Cuando la palabra está mejor vacía

Las razones por las que alguien puede destrozar un libro no siempre están asociadas al fanatismo religioso, político, vicioso (¡la de biblias deshojadas para liar un porro!) o amoroso (esta última categoría la agrego a raíz de la historia de una chica que le rompió una novela de Pérez-Reverte en la cabeza a un novio impávido. Desconozco si la elección del autor fue a posta).

No defendería ninguna de las razones antes citadas aunque las dos primeras me dan ira y las siguientes risa. Pero cuando al destrozar un libro lo conviertes en un arte, ¿es lícito?, ¿es más lícito?,¿Por qué?, ¿Porque el fin justifica los medios?. Como diría Silvio y su llanto nuevo, ¿hasta dónde ponemos practicar las verdades?.

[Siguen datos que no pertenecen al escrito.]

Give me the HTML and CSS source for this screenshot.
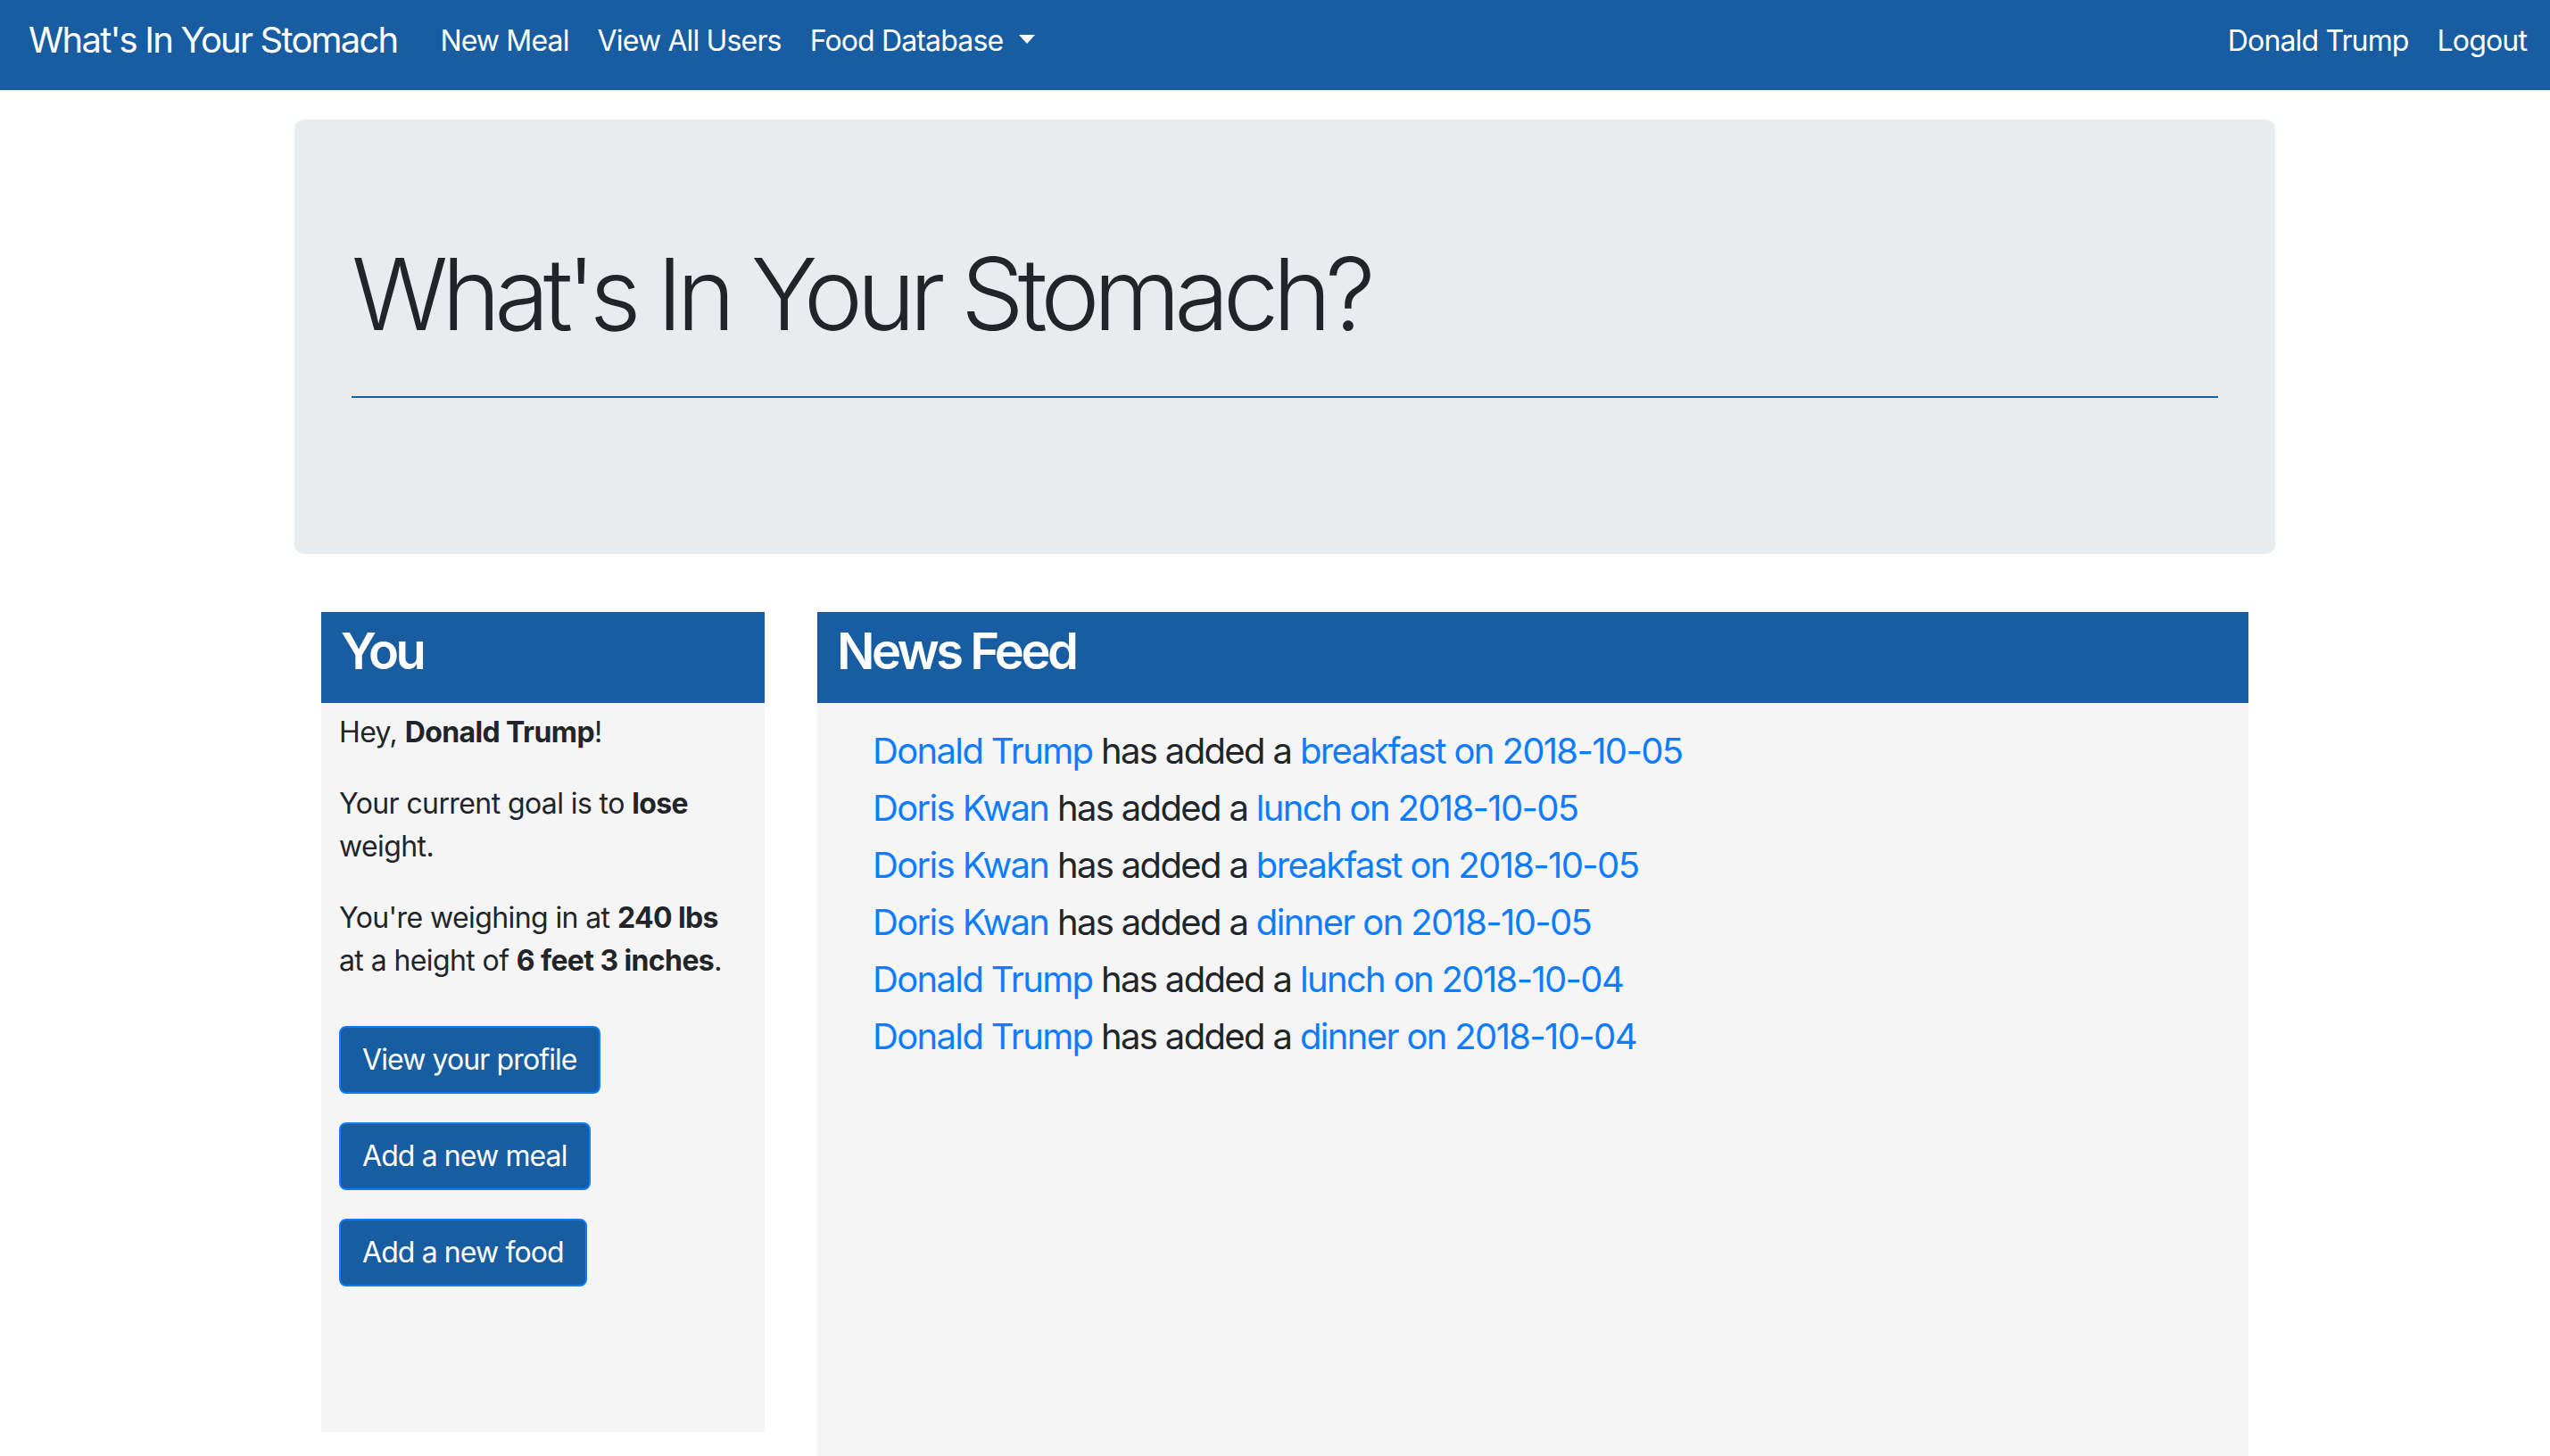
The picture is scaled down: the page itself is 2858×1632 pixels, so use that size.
FILE: index.html
```html
<!DOCTYPE html>
<html lang="en">
<head>
<meta charset="utf-8">
<title>What's In Your Stomach</title>
<link rel="stylesheet" href="styles.css">
</head>
<body>
<nav class="navbar">
  <a class="brand" href="#">What's In Your Stomach</a>
  <ul class="nav-links">
    <li><a class="nav-link" href="#">New Meal</a></li>
    <li><a class="nav-link" href="#">View All Users</a></li>
    <li><a class="nav-link dropdown-toggle" href="#">Food Database</a></li>
  </ul>
  <ul class="nav-links nav-right">
    <li><a class="nav-link" href="#">Donald Trump</a></li>
    <li><a class="nav-link" href="#">Logout</a></li>
  </ul>
</nav>

<div class="container">
  <div class="jumbotron">
    <h1 class="display">What's In Your Stomach?</h1>
    <hr class="rule">
  </div>

  <div class="cards">
    <section class="card card-you">
      <div class="card-header"><h3>You</h3></div>
      <div class="card-body">
        <p>Hey, <b>Donald Trump</b>!</p>
        <p>Your current goal is to <b>lose</b> weight.</p>
        <p>You're weighing in at <b>240 lbs</b> at a height of <b>6 feet 3 inches</b>.</p>
        <div class="actions">
          <a class="btn" href="#">View your profile</a>
          <a class="btn" href="#">Add a new meal</a>
          <a class="btn" href="#">Add a new food</a>
        </div>
      </div>
    </section>

    <section class="card card-feed">
      <div class="card-header"><h3>News Feed</h3></div>
      <div class="card-body feed-body">
        <ul class="feed">
          <li><a href="#">Donald Trump</a> has added a <a href="#">breakfast on 2018-10-05</a></li>
          <li><a href="#">Doris Kwan</a> has added a <a href="#">lunch on 2018-10-05</a></li>
          <li><a href="#">Doris Kwan</a> has added a <a href="#">breakfast on 2018-10-05</a></li>
          <li><a href="#">Doris Kwan</a> has added a <a href="#">dinner on 2018-10-05</a></li>
          <li><a href="#">Donald Trump</a> has added a <a href="#">lunch on 2018-10-04</a></li>
          <li><a href="#">Donald Trump</a> has added a <a href="#">dinner on 2018-10-04</a></li>
        </ul>
      </div>
    </section>
  </div>
</div>
</body>
</html>
```

FILE: styles.css
```css
* { box-sizing: border-box; }

html, body {
  margin: 0;
  overflow: hidden;
}

body {
  font-family: Inter, "Noto Sans", "Liberation Sans", sans-serif;
  font-size: 32px;
  line-height: 48px;
  letter-spacing: -0.6px;
  color: #212529;
  background: #ffffff;
}

a { text-decoration: none; }

/* Navbar */
.navbar {
  display: flex;
  align-items: flex-start;
  height: 101px;
  padding: 15px 10px 0 32px;
  background: #185ca1;
}

.brand {
  color: #ffffff;
  font-size: 40px;
  line-height: 60px;
  letter-spacing: -1.8px;
  margin-right: 32px;
}

.nav-links {
  display: flex;
  list-style: none;
  margin: 7px 0 0;
  padding: 0;
}

.nav-right { margin-left: auto; }

.nav-link {
  display: block;
  color: #ffffff;
  font-size: 32px;
  line-height: 48px;
  letter-spacing: -0.85px;
  padding: 0 16px;
}

.dropdown-toggle::after {
  content: "";
  display: inline-block;
  margin-left: 18px;
  vertical-align: 8px;
  border-top: 10px solid #ffffff;
  border-left: 9px solid transparent;
  border-right: 9px solid transparent;
}

/* Container */
.container {
  width: 2220px;
  margin-left: 330px;
}

.jumbotron {
  margin-top: 33px;
  height: 487px;
  padding: 128px 64px;
  background: #e9ecef;
  border-radius: 10px;
}

.display {
  margin: 0;
  font-size: 112px;
  font-weight: 300;
  line-height: 1.2;
  letter-spacing: -7px;
}

.rule {
  margin: 48px 0 0;
  border: 0;
  border-top: 2px solid #185ca1;
}

/* Cards */
.cards {
  display: flex;
  align-items: flex-start;
  gap: 59px;
  margin-top: 65px;
  padding: 0 30px;
}

.card-you { width: 497px; flex: none; }
.card-feed { flex: 1; }

.card-header {
  height: 102px;
  padding: 11px 22px 0;
  background: #185ca1;
  color: #ffffff;
}

.card-header h3 {
  margin: 0;
  font-size: 56px;
  font-weight: 600;
  line-height: 1.2;
  letter-spacing: -3.5px;
}

.card-body {
  background: #f5f5f5;
  padding: 9px 20px 0;
  height: 817px;
}

.card-body p { margin: 0 0 32px; }

.card-body b { font-weight: 700; }

.actions {
  display: flex;
  flex-direction: column;
  align-items: flex-start;
  gap: 32px;
  margin-top: 49px;
}

.btn {
  display: inline-block;
  padding: 12px 24px;
  font-size: 32px;
  line-height: 48px;
  letter-spacing: -0.9px;
  color: #ffffff;
  background: #185ca1;
  border: 2px solid #0f7dfb;
  border-radius: 8px;
}

.feed-body {
  height: 900px;
  padding: 22px 0 0 62px;
}

.feed {
  list-style: none;
  margin: 0;
  padding: 0;
  font-size: 40px;
  line-height: 64px;
  letter-spacing: -1.65px;
}

.feed a { color: #0f7dfb; }
```
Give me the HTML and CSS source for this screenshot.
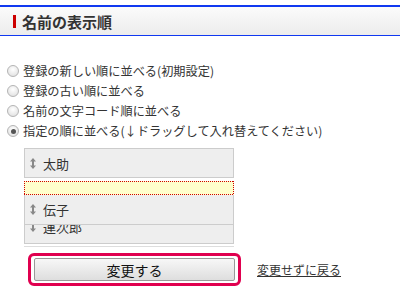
FILE: index.html
```html
<!DOCTYPE html>
<html lang="ja">
<head>
<meta charset="utf-8">
<link rel="stylesheet" href="styles.css">
</head>
<body>
<div class="header"><span class="bar"></span><h1 class="title">名前の表示順</h1></div>
<form class="options">
  <label class="opt"><span class="radio"></span>登録の新しい順に並べる(初期設定)</label>
  <label class="opt"><span class="radio"></span>登録の古い順に並べる</label>
  <label class="opt"><span class="radio"></span>名前の文字コード順に並べる</label>
  <label class="opt"><span class="radio checked"></span>指定の順に並べる(↓ドラッグして入れ替えてください)</label>
  <ul class="sort-list">
    <li class="item"><svg class="grip" width="6" height="11" viewBox="0 0 6 11"><path d="M3 0 L6 3.5 H4 V7.5 H6 L3 11 L0 7.5 H2 V3.5 H0 Z" fill="#888"/></svg>太助</li>
    <li class="placeholder"></li>
    <li class="item dragging"><svg class="grip" width="6" height="11" viewBox="0 0 6 11"><path d="M3 0 L6 3.5 H4 V7.5 H6 L3 11 L0 7.5 H2 V3.5 H0 Z" fill="#888"/></svg>伝子</li>
    <li class="item under"><svg class="grip" width="6" height="11" viewBox="0 0 6 11"><path d="M3 0 L6 3.5 H4 V7.5 H6 L3 11 L0 7.5 H2 V3.5 H0 Z" fill="#888"/></svg>運次郎</li>
  </ul>
  <div class="actions">
    <span class="btn-wrap"><button type="button" class="btn">変更する</button></span>
    <a href="#" class="back">変更せずに戻る</a>
  </div>
</form>
</body>
</html>
```
FILE: styles.css
```css
* { box-sizing: border-box; }
body {
  margin: 0;
  background: #fff;
  color: #333;
  font-family: "Noto Sans CJK JP", "Noto Sans", sans-serif;
  font-size: 12px;
}
.header {
  margin-top: 5px;
  height: 31px;
  border-top: 2px solid #1038f0;
  border-bottom: 1px solid #1038f0;
  background: linear-gradient(#fbfbfb, #ececec);
  display: flex;
  align-items: center;
  padding-left: 13px;
}
.bar {
  width: 3px;
  height: 13px;
  background: #cc0000;
  margin-right: 6px;
}
.title {
  margin: 0;
  font-size: 15px;
  font-weight: bold;
  color: #333;
  line-height: 1;
}
.options {
  margin: 25px 0 0 0;
}
.opt {
  display: flex;
  align-items: center;
  height: 20px;
  padding-left: 7px;
  line-height: 1;
  font-size: 12.2px;
}
.radio {
  width: 12px;
  height: 12px;
  border-radius: 50%;
  border: 1px solid #b4b4b4;
  background: radial-gradient(circle at 50% 35%, #fff, #dcdcdc);
  margin-right: 4px;
  position: relative;
  flex: none;
}
.radio.checked::after {
  content: "";
  position: absolute;
  left: 2.5px;
  top: 2.5px;
  width: 5px;
  height: 5px;
  border-radius: 50%;
  background: #555;
}
.sort-list {
  list-style: none;
  margin: 7px 0 0 24px;
  padding: 0 0 2px 0;
  width: 210px;
  border-bottom: 1px solid #ddd;
}
.item {
  height: 30px;
  background: #eee;
  border: 1px solid #ccc;
  display: flex;
  align-items: center;
  padding-left: 5px;
  font-size: 13px;
  color: #333;
}
.grip {
  margin-right: 7px;
  flex: none;
}
.placeholder {
  height: 14px;
  margin-top: 3px;
  background:
    repeating-linear-gradient(90deg, #d00000 0 1px, transparent 1px 2px) top / 100% 1px no-repeat,
    repeating-linear-gradient(90deg, #d00000 0 1px, transparent 1px 2px) bottom / 100% 1px no-repeat,
    repeating-linear-gradient(180deg, #d00000 0 1px, transparent 1px 2px) left / 1px 100% no-repeat,
    repeating-linear-gradient(180deg, #d00000 0 1px, transparent 1px 2px) right / 1px 100% no-repeat,
    #ffffcc;
}
.dragging {
  position: relative;
  z-index: 1;
  margin-bottom: -11px;
  border-top: none;
  height: 30px;
}
.under {
  padding-bottom: 5px;
}
.actions {
  display: flex;
  align-items: center;
  margin-top: 6px;
  padding-left: 28px;
}
.btn-wrap {
  display: block;
  border: 3px solid #e0004f;
  border-radius: 6px;
  padding: 2px 3px;
}
.btn {
  display: block;
  width: 201px;
  height: 23px;
  border: 1px solid #999;
  border-radius: 2px;
  background: linear-gradient(#f7f7f7, #dedede);
  font-family: "Noto Sans CJK JP", sans-serif;
  font-size: 14px;
  color: #111;
  padding: 0;
  line-height: 1;
}
.back {
  margin-left: 16px;
  color: #333;
  font-size: 12px;
  text-decoration: underline;
}
```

Por citar algunos ejemplos de quienes hacen harina de un libro para convertirlo en arte están los trabajos de la escocesa Georgia Russell y la inglesa Su Blackwell. En lo personal, me asombra que se pueda hacer arte, hermoso, conmovedor y cuasi epifánico reciclando la técnica artesanal de trabajar el papel para elevarlo a una escultura cuyo contenido encierra un espejo.

Ahora bien, con qué criterios es legítimo -si esa es la palabra correcta- que un libro se vaya a las creativas manos de un artista y no se quede mejor alojado en la estantería de un hogar o de una biblioteca. Claramente no un incunable. ¿Un Pérez Reverte?, ¿Un Coello? o ¿depende del artista o del escritor?